— Start DATA SUPPLIED —

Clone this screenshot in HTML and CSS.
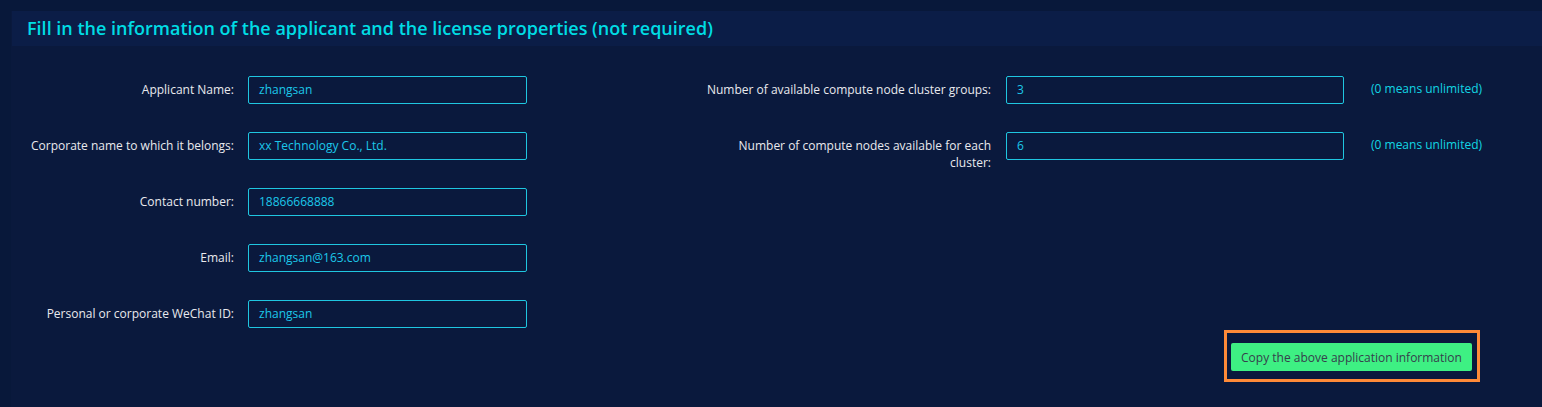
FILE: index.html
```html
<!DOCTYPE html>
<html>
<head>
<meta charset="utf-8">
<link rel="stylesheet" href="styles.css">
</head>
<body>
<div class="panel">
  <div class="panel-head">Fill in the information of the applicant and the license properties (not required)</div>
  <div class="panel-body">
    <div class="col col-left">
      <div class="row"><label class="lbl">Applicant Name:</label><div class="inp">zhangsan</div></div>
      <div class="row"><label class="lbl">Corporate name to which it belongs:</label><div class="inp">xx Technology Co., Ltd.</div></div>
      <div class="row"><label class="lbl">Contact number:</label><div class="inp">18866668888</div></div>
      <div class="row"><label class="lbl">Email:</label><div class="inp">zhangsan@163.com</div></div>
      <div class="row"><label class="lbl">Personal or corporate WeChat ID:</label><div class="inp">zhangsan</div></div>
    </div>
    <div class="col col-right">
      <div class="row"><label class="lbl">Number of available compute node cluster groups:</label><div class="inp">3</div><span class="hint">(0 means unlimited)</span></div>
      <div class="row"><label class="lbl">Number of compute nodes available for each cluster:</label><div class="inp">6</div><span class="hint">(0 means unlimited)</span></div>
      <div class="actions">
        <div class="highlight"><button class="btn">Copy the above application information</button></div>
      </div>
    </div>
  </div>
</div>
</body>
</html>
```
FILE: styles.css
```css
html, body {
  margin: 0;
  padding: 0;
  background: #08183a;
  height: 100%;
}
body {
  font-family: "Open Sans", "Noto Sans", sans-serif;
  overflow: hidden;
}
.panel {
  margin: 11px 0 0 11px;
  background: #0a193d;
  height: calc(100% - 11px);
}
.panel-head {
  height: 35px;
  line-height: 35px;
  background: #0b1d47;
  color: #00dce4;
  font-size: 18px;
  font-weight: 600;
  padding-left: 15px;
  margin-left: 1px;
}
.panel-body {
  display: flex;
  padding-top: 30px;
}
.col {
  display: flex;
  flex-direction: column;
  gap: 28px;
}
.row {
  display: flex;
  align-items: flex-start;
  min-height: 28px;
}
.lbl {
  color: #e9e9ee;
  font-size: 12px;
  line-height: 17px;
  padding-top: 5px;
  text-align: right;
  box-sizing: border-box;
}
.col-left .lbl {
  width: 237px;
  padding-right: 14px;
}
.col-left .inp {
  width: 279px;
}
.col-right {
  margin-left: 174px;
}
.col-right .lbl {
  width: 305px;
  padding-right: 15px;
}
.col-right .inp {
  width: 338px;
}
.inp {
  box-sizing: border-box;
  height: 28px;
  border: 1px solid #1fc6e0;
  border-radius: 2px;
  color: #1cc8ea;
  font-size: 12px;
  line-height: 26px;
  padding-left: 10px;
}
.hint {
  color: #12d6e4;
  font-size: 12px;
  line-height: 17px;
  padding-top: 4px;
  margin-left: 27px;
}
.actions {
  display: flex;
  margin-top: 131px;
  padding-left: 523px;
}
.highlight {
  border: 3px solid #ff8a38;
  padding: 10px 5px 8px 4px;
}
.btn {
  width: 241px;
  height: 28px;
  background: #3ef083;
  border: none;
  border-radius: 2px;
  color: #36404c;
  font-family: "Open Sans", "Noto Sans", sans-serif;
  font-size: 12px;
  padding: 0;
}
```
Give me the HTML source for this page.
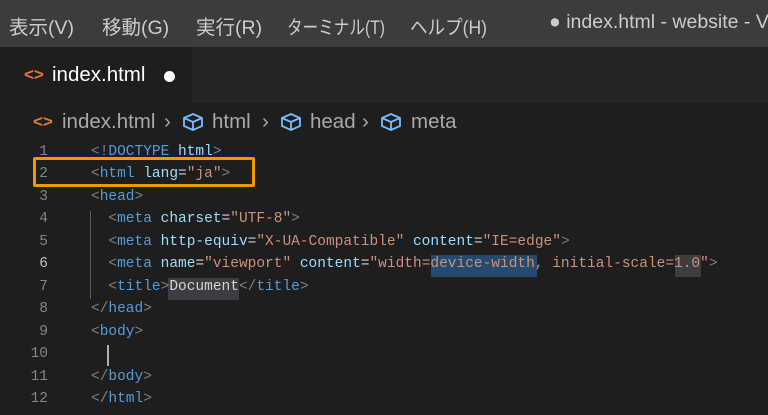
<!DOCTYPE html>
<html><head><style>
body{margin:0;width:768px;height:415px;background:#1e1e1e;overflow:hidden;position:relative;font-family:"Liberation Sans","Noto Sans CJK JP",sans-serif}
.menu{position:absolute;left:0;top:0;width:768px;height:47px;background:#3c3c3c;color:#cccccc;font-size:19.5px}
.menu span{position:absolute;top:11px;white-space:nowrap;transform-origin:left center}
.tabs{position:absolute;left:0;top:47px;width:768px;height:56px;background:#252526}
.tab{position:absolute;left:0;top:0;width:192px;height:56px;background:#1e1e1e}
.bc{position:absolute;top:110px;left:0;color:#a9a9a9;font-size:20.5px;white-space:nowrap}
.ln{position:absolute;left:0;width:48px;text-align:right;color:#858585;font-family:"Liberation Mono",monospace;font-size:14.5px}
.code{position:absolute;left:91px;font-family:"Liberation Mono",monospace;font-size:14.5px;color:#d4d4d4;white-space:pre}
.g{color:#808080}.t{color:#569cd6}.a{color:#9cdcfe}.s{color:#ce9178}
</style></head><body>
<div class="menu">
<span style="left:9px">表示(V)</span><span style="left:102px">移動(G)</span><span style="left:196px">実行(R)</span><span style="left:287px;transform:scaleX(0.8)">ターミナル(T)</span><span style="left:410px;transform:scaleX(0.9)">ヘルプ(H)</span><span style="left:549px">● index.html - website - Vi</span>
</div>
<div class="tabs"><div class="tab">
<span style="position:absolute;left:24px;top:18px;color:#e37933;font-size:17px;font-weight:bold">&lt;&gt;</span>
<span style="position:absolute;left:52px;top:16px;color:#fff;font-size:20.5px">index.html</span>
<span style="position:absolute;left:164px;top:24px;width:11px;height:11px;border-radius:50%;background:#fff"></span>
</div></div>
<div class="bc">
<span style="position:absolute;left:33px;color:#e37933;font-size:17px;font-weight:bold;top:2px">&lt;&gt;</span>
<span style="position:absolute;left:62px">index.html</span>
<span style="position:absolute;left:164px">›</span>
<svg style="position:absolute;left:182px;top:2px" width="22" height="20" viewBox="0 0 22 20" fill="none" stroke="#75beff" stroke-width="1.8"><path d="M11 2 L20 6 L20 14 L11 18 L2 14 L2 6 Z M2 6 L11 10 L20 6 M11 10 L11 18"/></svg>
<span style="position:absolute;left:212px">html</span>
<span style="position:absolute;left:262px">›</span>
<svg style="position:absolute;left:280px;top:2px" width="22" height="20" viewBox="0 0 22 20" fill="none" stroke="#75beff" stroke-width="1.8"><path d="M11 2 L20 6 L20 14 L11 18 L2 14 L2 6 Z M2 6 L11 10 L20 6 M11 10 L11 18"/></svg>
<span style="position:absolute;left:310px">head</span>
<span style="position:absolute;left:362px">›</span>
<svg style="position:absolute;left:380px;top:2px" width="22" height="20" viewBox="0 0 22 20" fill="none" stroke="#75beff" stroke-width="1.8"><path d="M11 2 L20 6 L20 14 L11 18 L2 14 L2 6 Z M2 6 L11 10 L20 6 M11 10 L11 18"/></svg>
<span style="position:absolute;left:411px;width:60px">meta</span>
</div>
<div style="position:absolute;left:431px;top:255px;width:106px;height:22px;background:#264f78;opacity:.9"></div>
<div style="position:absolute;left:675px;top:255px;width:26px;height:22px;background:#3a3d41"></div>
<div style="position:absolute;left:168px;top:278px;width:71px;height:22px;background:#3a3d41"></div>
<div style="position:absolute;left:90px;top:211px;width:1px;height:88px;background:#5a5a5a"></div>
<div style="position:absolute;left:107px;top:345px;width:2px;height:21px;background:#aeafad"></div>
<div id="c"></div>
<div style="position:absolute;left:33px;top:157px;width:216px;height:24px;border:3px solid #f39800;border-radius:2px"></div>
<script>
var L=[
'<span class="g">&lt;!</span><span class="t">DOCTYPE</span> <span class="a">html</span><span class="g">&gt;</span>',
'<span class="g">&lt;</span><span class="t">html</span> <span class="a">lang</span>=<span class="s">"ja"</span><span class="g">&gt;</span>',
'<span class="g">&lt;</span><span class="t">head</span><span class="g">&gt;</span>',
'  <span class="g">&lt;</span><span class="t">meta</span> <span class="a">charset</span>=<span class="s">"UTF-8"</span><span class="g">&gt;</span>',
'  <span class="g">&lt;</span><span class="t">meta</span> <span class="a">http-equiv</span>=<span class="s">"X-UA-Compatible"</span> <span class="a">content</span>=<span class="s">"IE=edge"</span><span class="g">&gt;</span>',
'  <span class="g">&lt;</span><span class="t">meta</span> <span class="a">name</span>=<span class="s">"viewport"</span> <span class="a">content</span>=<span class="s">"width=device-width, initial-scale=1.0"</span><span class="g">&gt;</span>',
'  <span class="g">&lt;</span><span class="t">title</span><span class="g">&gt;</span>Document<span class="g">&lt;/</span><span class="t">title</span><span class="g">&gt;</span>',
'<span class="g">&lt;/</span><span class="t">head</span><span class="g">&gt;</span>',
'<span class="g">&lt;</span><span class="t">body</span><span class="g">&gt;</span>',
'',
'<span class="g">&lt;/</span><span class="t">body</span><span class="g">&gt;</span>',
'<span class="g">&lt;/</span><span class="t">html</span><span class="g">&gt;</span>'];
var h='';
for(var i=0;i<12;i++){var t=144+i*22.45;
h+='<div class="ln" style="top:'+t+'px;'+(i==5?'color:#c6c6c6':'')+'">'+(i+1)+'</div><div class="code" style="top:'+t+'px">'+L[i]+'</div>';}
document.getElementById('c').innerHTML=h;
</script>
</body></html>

— End DATA SUPPLIED —

(GIVEN REQUEST)
Collect each line containing the string "this".

(RESPONSE TO THE TASK)
Clone this screenshot in HTML and CSS.
Give me the HTML source for this page.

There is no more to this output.